Supporters say the program, tentatively scheduled to begin next month, would shock youngsters into giving up gang affiliation. Gang violence took more than 800 lives last year in Los Angeles."It is not a very glamorous or pleasant process," said Rob Garrott, who heads the coroner's Gang Diversion Task Force. "You wouldn't want it to happen to your friends, and you certainly wouldn't want it to happen to yourself."
But others argue the program will make gang members more callous to the effects of violence.
"These kids are hard enough," said Los Angeles police Detective Bill Humphry, who leads an anti-gang unit in the San Fernando Valley. "We don't need to make them harder."
He and other critics suggested gang members instead be shown a lifesaving operation or be required to work with people paralyzed by gang gunfire.
The Board of Supervisors still must give the program a final vote of approval. But the supervisors already have appropriated $50,000 for the first year, and approval is considered likely.
The program is based loosely on "Scared Straight," a 1970s program in which teen-agers were shown the worst of prison life by inmates of New Jersey's Rahway State Prison.
That program was widely criticized for including little counseling and follow-up.
Mark Cooper, the coroner's chief of disaster and community services, said participants in the autopsy program would get at least six months follow-up counseling.

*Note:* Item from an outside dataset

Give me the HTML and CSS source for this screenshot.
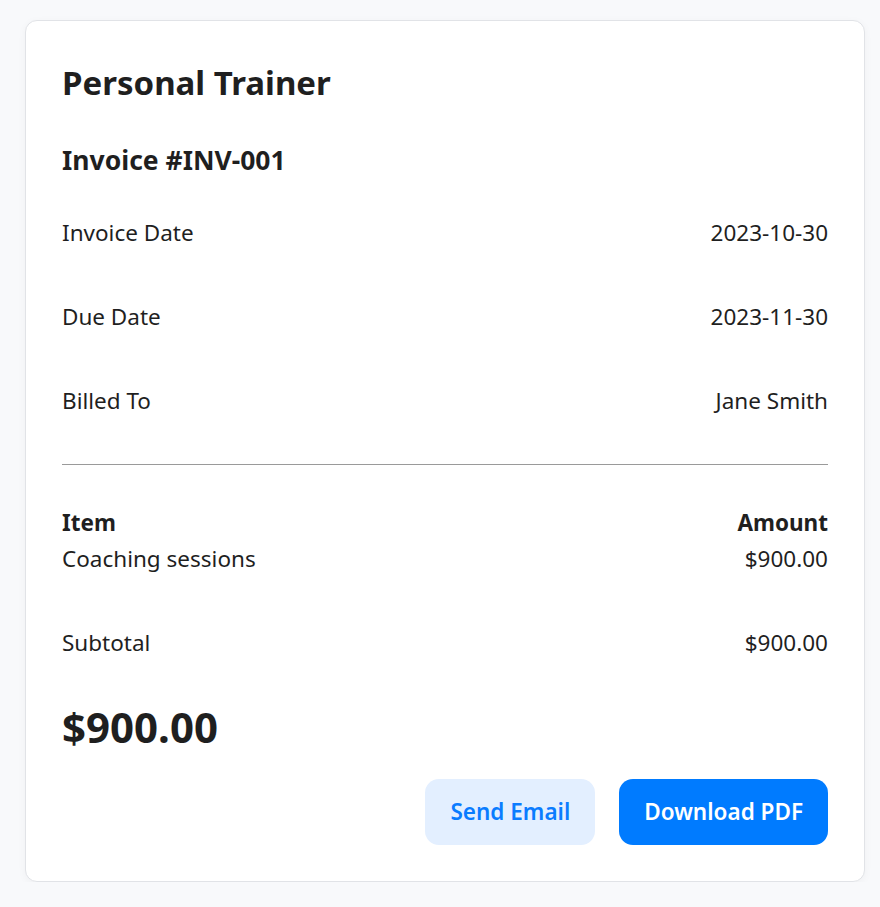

He said the coroner's office was studying other objections to the program.
One gang member, who identified himself only by his moniker, "Evil," said he thought the coroner's program could help keep children from joining gangs.
"You've got to get them when they're young," he said. "Thirteen years old and they've already watched their brothers and cousins, and they're excited - they like the power, the girls, the glamour."